Fitschen: — In 2014 we must also respond successfully to new regulations, including the asset quality review and the stress test implemented by the European Banking Authority, and the transition to a single EU banking regulator.
»We aspire to be the leading client-centric global universal bank, and we reaffirm that vision.«
And what about 2015 and beyond?
Jain: — We are confident that in 2015 we will see the benefits of the progress we have made so far, and will continue to make in 2014. We are extremely grateful for the focus and discipline of our staff and for the commitment they have demonstrated and continue to demonstrate in implementing our strategy.
Fitschen: — Completing Strategy 2015+ will leave Deutsche Bank well positioned to capitalize on future long-term trends. In the global economy, we continue to see dynamic growth in the world’s emerging markets. This favors a small number of banks with a truly global network, franchise and expertise. Deutsche Bank is one of them. As demographics in many important markets shift toward an ageing population, savings and retirement solutions will become increasingly important. Here, too, we have unique advantages as a global, fully-integrated asset and wealth manager.

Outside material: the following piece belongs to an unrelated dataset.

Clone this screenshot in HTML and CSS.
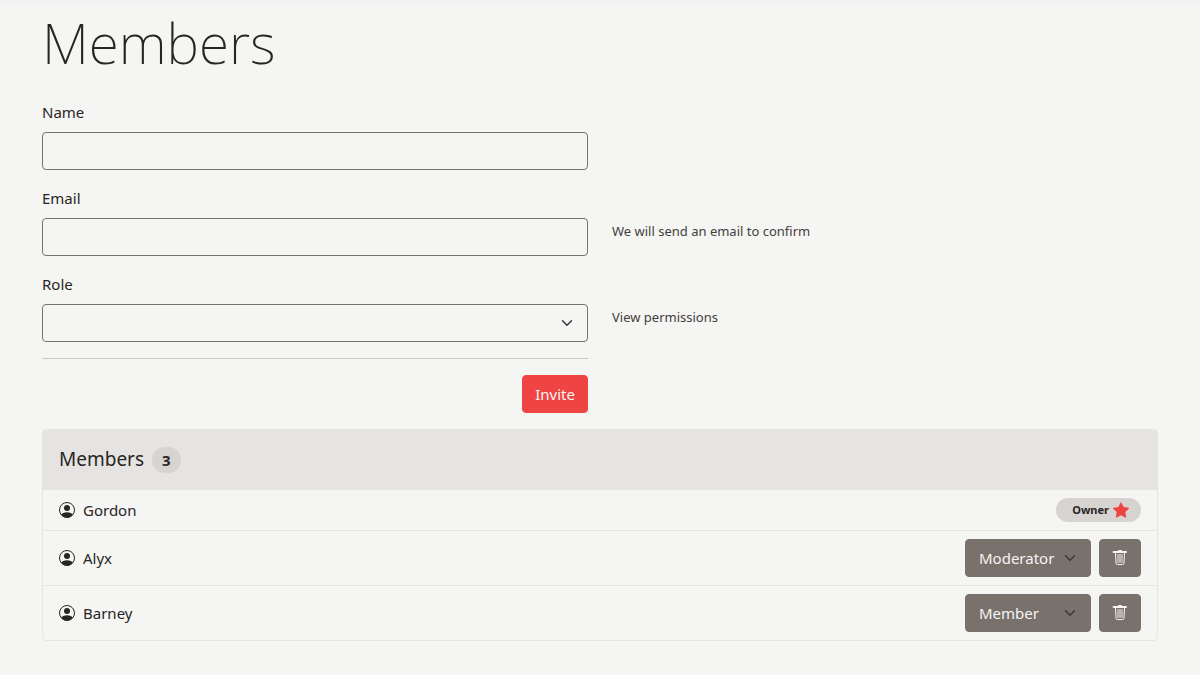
FILE: index.html
```html
<!DOCTYPE html>
<html lang="en">

<head>
  <meta charset="UTF-8">
  <meta name="viewport" content="width=device-width, initial-scale=1.0">
  <title>Members</title>
  <link rel="stylesheet" href="styles.css">
</head>

<body>
  <svg class="sprite" aria-hidden="true">
    <symbol id="icon-person" viewBox="0 0 16 16">
      <circle cx="8" cy="8" r="7.5" fill="none" stroke="currentColor" />
      <circle cx="8" cy="6" r="3" />
      <path d="M2 12.800C3 11 5.300 10.200 8 10.200s5 .8 6 2.600A7.700 7.700 0 0 1 8 15.800a7.700 7.700 0 0 1-6-3z" />
    </symbol>
    <symbol id="icon-trash" viewBox="0 0 16 16">
      <path fill="none" stroke="currentColor" stroke-linecap="round" stroke-linejoin="round" d="M1.500 1.500h13v1h-13zM6.500 1V.5h3V1M3.500 2.500l.5 10.800a1.300 1.300 0 0 0 1.300 1.200h5.400a1.300 1.300 0 0 0 1.300-1.200l.5-10.800M6 4.500v8M8 4.500v8M10 4.500v8" />
    </symbol>
    <symbol id="icon-star" viewBox="0 0 16 16">
      <path d="M3.612 15.443c-.386.198-.824-.149-.746-.592l.83-4.730L.173 6.765c-.329-.314-.158-.888.283-.950l4.898-.696L7.538.792c.197-.390.730-.390.927 0l2.184 4.327 4.898.696c.441.062.612.636.282.950l-3.522 3.356.830 4.730c.078.443-.360.790-.746.592L8 13.187l-4.389 2.256z" />
    </symbol>
  </svg>

  <main>
    <h1>Members</h1>

    <form>
      <div class="row">
        <div class="field">
          <label for="name">Name</label>
          <input type="text" id="name">
        </div>
      </div>
      <div class="row">
        <div class="field">
          <label for="email">Email</label>
          <input type="email" id="email">
        </div>
        <p class="help">We will send an email to confirm</p>
      </div>
      <div class="row">
        <div class="field">
          <label for="role">Role</label>
          <select id="role">
            <option value=""></option>
            <option>Moderator</option>
            <option>Member</option>
          </select>
        </div>
        <p class="help"><a href="#">View permissions</a></p>
      </div>
      <div class="row">
        <div class="actions">
          <button type="submit" class="btn-invite">Invite</button>
        </div>
      </div>
    </form>

    <section class="card">
      <h2>Members <span class="count">3</span></h2>
      <ul>
        <li>
          <svg class="icon"><use href="#icon-person" /></svg>
          <span class="member">Gordon</span>
          <span class="owner">Owner <svg class="icon star"><use href="#icon-star" /></svg></span>
        </li>
        <li>
          <svg class="icon"><use href="#icon-person" /></svg>
          <span class="member">Alyx</span>
          <select class="role" aria-label="Role of Alyx">
            <option selected>Moderator</option>
            <option>Member</option>
          </select>
          <button type="button" class="btn-delete" aria-label="Remove Alyx"><svg class="icon"><use href="#icon-trash" /></svg></button>
        </li>
        <li>
          <svg class="icon"><use href="#icon-person" /></svg>
          <span class="member">Barney</span>
          <select class="role" aria-label="Role of Barney">
            <option>Moderator</option>
            <option selected>Member</option>
          </select>
          <button type="button" class="btn-delete" aria-label="Remove Barney"><svg class="icon"><use href="#icon-trash" /></svg></button>
        </li>
      </ul>
    </section>
  </main>
</body>

</html>
```
FILE: styles.css
```css
* {
  box-sizing: border-box;
}

body {
  margin: 0;
  border-top: 6px solid #f3f3f3;
  background-color: #f5f5f4;
  color: #292524;
  font-family: "Noto Sans", sans-serif;
  font-size: 15px;
  line-height: 24px;
}

main {
  padding: 4px 42px 34px;
}

h1 {
  margin: 0 0 24px;
  font-size: 55px;
  font-weight: 200;
  line-height: 66px;
}

.sprite {
  display: none;
}

.row {
  display: grid;
  grid-template-columns: 1fr 1fr;
  gap: 24px;
  margin-bottom: 16px;
}

label {
  display: block;
  margin-bottom: 8px;
}

input,
select,
button {
  height: 38px;
  border: 1px solid #78716c;
  border-radius: 4px;
  font: inherit;
}

input,
select {
  display: block;
  width: 100%;
  padding: 6px 13px;
  background-color: transparent;
  color: inherit;
}

select {
  appearance: none;
  background-image: url("data:image/svg+xml,%3Csvg xmlns='http://www.w3.org/2000/svg' viewBox='0 0 16 16'%3E%3Cpath fill='none' stroke='%23343a40' stroke-linecap='round' stroke-linejoin='round' stroke-width='2' d='m2 5 6 6 6-6'/%3E%3C/svg%3E");
  background-repeat: no-repeat;
  background-position: right 14px center;
  background-size: 12px 12px;
}

.help {
  margin: 0;
  padding-top: 35px;
  font-size: 13px;
  line-height: 21px;
  color: #44403c;
}

.help a {
  color: inherit;
  text-decoration: none;
}

.actions {
  padding-top: 16px;
  border-top: 1px solid #c9c8c7;
  text-align: right;
}

button {
  display: inline-flex;
  align-items: center;
  padding: 6px 12px;
  color: #f5f5f4;
}

.btn-invite {
  background-color: #ef4444;
  border-color: #ef4444;
  vertical-align: top;
}

.card {
  border: 1px solid #e7e5e4;
  border-radius: 4px;
}

.card h2 {
  display: flex;
  align-items: center;
  gap: 8px;
  margin: 0;
  padding: 16px;
  background-color: #e5e4e2;
  font-size: 19px;
  font-weight: 400;
  line-height: 27px;
}

.count {
  padding: 0 10px;
  border-radius: 13px;
  background-color: #d6d3d1;
  font-size: 15px;
  font-weight: 700;
  line-height: 26px;
}

.card ul {
  margin: 0;
  padding: 0;
  list-style: none;
}

.card li {
  display: flex;
  align-items: center;
  gap: 8px;
  padding: 8px 16px;
  border-top: 1px solid #e7e5e4;
}

.icon {
  display: block;
  width: 16px;
  height: 16px;
  fill: currentColor;
}

.member {
  flex: 1;
}

.owner {
  display: flex;
  align-items: center;
  gap: 4px;
  padding: 0 12px 0 16px;
  border-radius: 12px;
  background-color: #d6d3d1;
  font-size: 11px;
  font-weight: 700;
}

.star {
  color: #ef4444;
}

.role {
  width: 126px;
  background-color: #78716c;
  color: #f5f5f4;
}

.btn-delete {
  background-color: #78716c;
}
```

Jain: — Technology is transforming the way we reach our clients. More than ever, they connect with us through smartphones, laptops and other mobile devices. This is an opportunity we are determined to grasp. Our industry is consolidating in both the U.S. and Europe, and this trend will continue. Deutsche Bank is uniquely poised as a consolidator, particularly in Europe.
So Deutsche Bank’s strategic vision remains unchanged?
Fitschen: — Absolutely. We have made significant progress so far, and we’re confident that we will build on that momentum, deliver Strategy 2015+ and position Deutsche Bank as a winner in the post-2015 environment. We aspire to be the leading client-centric global universal bank, and we reaffirm that vision. We stay the course.